I'm not even the person I was three years ago. Hell, I didn't even know I posted when I was with Adam. I reread it just now and... Ew. Lol.
I was just about to post, “I'm done with relationships!” As if to sound like I was flustered. But I'm not. I'm just... Ready.
Ready to be on my own again, man.
I've been with Manny for two weeks shy of two years now. Longest I've ever been in a relationship. And I've already planned our anniversary dinner and gifts. But the problems are less his shortcomings and more that...I just want to be in my own, alone space again. Literally and figuratively.
Manny is a wonderful, beautiful, sexy, aware person. But he can also be a shrewd, selfish brat when he is drunk. And as much as that is the exception to the rule...
I DON'T CARE! I WANNA BE ALONE AGAIN!
I don't want to care about having to deal with my boyfriend's problems again, no matter how innocuous or serious they may be.
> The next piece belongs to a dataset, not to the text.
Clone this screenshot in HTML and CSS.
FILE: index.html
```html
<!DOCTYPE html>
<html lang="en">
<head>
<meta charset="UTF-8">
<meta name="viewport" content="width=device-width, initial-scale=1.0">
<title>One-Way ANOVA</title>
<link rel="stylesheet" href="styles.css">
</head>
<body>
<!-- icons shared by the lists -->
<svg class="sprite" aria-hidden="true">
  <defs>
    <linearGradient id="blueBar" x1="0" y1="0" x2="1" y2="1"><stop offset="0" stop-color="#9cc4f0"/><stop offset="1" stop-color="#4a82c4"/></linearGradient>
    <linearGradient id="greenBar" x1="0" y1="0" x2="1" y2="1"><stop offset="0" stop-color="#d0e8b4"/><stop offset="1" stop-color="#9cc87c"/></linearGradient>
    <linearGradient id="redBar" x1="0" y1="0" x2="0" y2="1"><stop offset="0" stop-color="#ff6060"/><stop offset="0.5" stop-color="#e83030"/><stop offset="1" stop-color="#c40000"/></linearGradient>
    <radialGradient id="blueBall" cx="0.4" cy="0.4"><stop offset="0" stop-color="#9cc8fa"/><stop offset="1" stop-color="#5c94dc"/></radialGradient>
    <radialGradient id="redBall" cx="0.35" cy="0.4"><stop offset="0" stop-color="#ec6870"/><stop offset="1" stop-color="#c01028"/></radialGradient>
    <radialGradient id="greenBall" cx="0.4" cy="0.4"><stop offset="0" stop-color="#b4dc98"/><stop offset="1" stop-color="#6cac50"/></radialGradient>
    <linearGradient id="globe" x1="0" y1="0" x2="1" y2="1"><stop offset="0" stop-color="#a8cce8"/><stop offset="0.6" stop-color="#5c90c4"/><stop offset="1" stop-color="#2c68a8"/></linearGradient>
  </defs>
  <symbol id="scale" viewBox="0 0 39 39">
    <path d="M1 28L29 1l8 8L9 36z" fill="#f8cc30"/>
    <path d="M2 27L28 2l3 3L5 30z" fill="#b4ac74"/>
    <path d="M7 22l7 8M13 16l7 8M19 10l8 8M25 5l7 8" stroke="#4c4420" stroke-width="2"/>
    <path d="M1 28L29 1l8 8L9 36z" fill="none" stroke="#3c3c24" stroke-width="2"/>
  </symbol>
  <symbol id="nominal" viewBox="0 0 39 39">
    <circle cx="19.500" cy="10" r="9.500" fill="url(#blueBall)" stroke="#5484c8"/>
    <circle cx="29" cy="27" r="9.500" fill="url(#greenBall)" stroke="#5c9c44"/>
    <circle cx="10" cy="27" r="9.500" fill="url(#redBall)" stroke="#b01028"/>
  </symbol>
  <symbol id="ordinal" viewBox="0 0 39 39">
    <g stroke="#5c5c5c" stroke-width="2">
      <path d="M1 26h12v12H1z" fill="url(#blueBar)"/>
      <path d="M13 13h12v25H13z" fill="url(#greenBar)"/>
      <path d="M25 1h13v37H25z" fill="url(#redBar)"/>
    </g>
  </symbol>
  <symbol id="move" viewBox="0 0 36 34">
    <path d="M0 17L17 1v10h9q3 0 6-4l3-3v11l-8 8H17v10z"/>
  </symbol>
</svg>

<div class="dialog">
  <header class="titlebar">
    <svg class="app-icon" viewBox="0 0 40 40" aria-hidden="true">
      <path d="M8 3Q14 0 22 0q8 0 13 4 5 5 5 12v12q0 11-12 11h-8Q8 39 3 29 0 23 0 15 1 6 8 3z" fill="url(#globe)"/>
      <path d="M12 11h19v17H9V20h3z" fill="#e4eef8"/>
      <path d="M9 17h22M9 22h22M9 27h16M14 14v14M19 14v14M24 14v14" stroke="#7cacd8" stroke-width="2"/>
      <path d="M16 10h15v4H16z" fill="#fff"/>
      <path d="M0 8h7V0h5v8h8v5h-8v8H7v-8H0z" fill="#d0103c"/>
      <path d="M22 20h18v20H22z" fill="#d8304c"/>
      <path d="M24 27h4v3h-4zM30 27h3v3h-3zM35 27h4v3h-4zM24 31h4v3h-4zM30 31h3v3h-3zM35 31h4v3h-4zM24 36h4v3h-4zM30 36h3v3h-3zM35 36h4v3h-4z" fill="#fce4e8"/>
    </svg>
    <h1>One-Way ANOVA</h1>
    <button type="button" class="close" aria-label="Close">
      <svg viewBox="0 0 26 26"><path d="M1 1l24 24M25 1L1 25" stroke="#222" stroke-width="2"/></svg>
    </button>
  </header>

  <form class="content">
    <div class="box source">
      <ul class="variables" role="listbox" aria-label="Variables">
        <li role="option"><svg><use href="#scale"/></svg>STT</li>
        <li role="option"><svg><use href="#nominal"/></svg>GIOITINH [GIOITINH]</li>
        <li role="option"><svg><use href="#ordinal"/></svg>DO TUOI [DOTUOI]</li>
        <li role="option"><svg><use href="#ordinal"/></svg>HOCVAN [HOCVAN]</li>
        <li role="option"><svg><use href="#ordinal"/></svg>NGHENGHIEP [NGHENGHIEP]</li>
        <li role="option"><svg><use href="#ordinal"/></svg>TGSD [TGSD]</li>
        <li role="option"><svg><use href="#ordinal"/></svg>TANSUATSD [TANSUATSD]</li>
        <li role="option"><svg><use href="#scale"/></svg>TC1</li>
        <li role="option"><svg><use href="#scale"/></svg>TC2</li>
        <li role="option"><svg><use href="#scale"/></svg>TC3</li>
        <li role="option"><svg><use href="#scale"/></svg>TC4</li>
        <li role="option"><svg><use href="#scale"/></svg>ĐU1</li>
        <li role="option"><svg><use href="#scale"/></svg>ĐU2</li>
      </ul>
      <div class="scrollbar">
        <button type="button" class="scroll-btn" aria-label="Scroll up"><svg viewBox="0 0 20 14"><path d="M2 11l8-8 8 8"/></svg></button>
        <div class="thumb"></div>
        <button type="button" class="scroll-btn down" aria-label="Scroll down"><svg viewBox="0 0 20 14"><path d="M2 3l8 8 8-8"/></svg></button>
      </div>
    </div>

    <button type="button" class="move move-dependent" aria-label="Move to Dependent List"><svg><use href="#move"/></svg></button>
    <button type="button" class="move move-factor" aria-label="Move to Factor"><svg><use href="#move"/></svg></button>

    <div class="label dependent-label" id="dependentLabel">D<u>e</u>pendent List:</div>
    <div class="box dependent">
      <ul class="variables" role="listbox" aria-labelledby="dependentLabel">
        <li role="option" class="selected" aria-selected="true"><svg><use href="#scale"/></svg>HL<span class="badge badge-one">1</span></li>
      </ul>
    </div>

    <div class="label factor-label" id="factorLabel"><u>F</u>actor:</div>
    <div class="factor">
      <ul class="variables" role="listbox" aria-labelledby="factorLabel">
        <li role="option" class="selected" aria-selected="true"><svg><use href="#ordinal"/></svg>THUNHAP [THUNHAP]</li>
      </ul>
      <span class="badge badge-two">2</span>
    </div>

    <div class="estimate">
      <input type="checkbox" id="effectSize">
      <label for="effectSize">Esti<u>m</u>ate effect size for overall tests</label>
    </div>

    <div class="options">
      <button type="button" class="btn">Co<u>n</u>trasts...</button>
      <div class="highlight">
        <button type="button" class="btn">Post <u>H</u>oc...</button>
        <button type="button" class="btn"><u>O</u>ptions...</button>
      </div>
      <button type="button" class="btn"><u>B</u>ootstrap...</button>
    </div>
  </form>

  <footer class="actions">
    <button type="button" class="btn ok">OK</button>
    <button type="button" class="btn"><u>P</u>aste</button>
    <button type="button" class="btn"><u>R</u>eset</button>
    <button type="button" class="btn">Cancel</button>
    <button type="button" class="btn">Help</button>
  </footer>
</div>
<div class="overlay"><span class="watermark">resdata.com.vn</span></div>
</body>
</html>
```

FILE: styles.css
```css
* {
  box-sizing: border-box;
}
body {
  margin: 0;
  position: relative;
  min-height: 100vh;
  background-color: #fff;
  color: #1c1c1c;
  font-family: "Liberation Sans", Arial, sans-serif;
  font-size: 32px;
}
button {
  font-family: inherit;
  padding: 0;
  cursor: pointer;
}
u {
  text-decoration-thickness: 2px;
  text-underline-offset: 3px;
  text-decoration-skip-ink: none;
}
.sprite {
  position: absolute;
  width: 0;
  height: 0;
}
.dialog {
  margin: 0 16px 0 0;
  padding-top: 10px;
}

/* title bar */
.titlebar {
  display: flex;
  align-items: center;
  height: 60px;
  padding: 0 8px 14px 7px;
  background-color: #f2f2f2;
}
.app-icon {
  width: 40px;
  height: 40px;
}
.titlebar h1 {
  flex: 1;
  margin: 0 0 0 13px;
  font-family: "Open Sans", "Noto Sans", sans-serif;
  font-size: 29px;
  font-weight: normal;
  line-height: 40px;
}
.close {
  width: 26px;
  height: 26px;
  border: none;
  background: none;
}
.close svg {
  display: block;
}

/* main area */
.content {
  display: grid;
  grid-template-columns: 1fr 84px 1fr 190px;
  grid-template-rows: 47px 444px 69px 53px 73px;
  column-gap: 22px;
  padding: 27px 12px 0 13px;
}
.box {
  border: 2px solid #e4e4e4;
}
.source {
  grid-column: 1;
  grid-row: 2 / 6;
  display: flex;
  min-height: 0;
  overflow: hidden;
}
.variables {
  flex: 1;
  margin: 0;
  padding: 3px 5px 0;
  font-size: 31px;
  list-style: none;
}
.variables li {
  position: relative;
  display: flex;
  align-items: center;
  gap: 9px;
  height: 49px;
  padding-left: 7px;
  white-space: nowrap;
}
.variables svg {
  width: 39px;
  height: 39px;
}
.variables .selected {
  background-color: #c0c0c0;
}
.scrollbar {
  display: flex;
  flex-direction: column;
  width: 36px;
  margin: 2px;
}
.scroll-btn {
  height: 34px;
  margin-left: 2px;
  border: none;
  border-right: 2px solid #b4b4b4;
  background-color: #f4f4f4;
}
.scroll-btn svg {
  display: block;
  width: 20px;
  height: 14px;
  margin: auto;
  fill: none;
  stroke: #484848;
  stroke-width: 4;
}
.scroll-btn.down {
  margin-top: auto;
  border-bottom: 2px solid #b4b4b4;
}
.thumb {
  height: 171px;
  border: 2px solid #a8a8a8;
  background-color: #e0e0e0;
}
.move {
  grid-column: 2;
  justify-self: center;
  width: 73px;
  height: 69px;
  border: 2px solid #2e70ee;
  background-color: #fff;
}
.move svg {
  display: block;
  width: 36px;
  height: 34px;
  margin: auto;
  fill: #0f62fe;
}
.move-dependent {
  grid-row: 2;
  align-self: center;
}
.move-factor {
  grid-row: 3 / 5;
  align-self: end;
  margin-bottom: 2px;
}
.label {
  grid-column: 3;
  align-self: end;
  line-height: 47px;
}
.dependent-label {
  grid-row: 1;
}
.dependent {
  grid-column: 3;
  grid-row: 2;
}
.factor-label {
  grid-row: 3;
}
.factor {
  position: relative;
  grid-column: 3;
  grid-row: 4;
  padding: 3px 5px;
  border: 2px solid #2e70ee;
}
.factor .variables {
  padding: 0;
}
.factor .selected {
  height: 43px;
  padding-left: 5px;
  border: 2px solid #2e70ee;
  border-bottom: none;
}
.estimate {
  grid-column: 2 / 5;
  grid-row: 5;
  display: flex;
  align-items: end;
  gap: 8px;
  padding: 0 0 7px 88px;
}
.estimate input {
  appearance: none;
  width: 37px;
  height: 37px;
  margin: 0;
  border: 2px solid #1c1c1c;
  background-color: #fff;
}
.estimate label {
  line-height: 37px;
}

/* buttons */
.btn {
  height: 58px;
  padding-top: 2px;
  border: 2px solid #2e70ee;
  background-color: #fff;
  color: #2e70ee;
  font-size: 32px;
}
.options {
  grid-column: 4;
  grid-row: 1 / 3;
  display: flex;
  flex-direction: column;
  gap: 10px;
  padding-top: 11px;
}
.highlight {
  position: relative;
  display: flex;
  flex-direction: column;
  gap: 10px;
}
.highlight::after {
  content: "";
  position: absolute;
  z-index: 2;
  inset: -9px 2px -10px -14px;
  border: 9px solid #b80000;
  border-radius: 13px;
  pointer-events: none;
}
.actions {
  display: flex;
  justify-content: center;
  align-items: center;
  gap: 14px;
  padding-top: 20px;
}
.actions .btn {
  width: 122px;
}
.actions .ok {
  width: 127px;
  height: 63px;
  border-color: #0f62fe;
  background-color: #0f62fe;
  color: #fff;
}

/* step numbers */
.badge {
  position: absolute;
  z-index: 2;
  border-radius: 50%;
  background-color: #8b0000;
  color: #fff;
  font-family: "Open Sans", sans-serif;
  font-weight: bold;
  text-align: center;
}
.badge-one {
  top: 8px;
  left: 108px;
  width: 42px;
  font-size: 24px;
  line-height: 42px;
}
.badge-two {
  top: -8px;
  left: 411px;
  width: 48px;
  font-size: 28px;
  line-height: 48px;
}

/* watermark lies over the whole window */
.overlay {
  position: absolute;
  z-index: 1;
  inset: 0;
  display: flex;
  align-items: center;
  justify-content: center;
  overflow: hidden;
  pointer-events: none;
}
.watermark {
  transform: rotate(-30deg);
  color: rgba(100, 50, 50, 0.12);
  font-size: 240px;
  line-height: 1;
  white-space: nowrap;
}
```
Jesse, you have a set preference. And it is obvious now that no human being should be required to try to shoehorn himself into that unattainable crevice.
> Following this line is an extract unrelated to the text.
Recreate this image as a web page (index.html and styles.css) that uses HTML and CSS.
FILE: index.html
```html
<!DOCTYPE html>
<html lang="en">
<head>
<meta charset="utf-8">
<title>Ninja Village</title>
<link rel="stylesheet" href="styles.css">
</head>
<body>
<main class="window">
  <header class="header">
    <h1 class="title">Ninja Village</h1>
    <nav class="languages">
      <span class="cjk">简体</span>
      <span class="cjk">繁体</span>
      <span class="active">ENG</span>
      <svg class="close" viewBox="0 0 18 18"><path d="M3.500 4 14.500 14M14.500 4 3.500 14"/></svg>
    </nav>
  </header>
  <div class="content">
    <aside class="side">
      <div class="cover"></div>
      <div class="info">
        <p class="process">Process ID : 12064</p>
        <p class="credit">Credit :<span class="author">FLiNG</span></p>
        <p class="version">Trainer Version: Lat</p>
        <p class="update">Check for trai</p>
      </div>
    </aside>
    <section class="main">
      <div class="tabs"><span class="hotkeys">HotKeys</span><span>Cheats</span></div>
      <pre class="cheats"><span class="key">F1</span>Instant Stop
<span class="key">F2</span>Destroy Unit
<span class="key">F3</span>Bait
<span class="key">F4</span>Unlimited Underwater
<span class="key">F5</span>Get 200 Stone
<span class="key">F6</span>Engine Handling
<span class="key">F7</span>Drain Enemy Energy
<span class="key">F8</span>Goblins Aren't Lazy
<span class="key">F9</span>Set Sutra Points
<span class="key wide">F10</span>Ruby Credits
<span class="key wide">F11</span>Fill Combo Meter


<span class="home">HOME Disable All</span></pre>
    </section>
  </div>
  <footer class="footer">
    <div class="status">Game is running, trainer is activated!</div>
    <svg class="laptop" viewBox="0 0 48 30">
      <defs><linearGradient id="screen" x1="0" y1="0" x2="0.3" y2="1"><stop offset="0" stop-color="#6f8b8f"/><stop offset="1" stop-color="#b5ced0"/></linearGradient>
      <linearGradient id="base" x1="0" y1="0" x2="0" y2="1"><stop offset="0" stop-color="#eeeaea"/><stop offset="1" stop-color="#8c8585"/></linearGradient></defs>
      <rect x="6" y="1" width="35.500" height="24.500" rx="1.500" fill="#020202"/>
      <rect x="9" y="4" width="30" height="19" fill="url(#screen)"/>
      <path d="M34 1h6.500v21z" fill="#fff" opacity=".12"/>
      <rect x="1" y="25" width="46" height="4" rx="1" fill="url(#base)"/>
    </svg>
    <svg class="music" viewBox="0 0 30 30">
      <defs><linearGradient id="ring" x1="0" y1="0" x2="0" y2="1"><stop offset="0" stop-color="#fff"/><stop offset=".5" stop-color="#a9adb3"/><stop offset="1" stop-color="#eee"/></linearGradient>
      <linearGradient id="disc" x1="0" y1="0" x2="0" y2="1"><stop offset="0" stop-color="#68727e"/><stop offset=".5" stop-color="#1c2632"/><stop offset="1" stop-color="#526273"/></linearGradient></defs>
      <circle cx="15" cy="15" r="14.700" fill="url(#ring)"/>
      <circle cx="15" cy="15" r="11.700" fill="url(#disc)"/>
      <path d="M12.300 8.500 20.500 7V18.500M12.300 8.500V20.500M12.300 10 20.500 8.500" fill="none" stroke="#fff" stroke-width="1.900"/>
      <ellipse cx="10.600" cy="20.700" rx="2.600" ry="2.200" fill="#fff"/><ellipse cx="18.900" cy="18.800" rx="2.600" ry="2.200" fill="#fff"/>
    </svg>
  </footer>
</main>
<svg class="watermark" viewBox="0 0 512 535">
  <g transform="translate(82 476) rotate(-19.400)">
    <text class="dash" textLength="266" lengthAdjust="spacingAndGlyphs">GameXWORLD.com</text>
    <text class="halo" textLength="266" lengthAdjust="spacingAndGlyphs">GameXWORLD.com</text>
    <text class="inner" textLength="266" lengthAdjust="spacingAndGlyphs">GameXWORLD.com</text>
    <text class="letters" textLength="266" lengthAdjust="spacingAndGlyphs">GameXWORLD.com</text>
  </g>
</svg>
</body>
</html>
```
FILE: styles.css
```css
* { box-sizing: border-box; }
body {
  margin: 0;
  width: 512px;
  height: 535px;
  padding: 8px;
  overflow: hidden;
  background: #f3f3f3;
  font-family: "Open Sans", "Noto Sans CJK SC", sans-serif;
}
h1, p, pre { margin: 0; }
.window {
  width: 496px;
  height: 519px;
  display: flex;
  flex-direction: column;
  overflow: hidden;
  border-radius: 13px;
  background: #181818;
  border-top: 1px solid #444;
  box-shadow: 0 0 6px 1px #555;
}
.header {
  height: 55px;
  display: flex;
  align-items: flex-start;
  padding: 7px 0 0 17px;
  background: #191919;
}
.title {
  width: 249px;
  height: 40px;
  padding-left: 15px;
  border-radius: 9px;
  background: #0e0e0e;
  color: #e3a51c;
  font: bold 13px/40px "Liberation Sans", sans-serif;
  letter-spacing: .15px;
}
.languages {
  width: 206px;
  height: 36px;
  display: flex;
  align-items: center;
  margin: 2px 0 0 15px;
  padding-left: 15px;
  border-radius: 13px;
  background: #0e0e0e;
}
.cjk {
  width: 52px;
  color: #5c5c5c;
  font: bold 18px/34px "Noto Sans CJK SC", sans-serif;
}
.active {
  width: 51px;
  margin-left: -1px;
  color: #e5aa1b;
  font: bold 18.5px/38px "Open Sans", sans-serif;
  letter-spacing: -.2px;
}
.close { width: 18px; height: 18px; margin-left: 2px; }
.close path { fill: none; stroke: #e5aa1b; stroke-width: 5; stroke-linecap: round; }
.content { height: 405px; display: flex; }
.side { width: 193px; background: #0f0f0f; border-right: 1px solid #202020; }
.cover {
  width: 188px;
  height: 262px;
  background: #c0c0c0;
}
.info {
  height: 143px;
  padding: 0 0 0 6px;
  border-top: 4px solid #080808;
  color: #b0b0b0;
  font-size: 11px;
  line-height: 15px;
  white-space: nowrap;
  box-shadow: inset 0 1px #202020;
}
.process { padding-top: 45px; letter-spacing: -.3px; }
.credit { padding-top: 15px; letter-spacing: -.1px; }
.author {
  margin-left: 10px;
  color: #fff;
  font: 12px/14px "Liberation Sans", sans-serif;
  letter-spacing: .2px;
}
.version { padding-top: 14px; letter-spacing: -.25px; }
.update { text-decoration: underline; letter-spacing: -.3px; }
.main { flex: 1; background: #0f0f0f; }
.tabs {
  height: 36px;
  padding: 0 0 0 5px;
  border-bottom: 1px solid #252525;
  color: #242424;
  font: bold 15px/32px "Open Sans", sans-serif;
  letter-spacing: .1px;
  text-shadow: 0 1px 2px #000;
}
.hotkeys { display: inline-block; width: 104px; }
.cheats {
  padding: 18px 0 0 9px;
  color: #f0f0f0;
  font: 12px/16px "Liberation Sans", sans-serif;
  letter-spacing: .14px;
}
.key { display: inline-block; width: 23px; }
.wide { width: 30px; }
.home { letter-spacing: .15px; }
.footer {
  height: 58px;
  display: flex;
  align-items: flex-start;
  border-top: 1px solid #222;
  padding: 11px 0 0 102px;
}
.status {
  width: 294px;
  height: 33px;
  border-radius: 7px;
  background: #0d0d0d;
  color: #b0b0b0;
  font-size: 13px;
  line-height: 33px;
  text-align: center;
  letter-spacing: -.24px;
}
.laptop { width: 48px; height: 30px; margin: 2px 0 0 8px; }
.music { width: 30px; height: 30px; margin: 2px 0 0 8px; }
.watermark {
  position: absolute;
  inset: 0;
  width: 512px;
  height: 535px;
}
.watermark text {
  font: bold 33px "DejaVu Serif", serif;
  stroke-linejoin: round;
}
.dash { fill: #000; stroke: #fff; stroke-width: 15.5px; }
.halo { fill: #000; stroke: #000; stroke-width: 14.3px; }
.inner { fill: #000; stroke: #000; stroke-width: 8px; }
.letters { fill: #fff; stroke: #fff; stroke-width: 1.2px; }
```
So do us all a favor and just... Live that life that you are happiest in. The one where you make the rules, and that no one gets hurt by them.
I love you, Jesse. Don't hurt others by appeasing to their temperaments just to make them happy, and to keep the peace.
Bye, man. I'll talk to you again after you've broken up with Manny (eek -- that is the first step I've taken past just thinking about it), and remembered how happy you are just being happy with yourself.
Reread me and talk to me soon. Dumbass.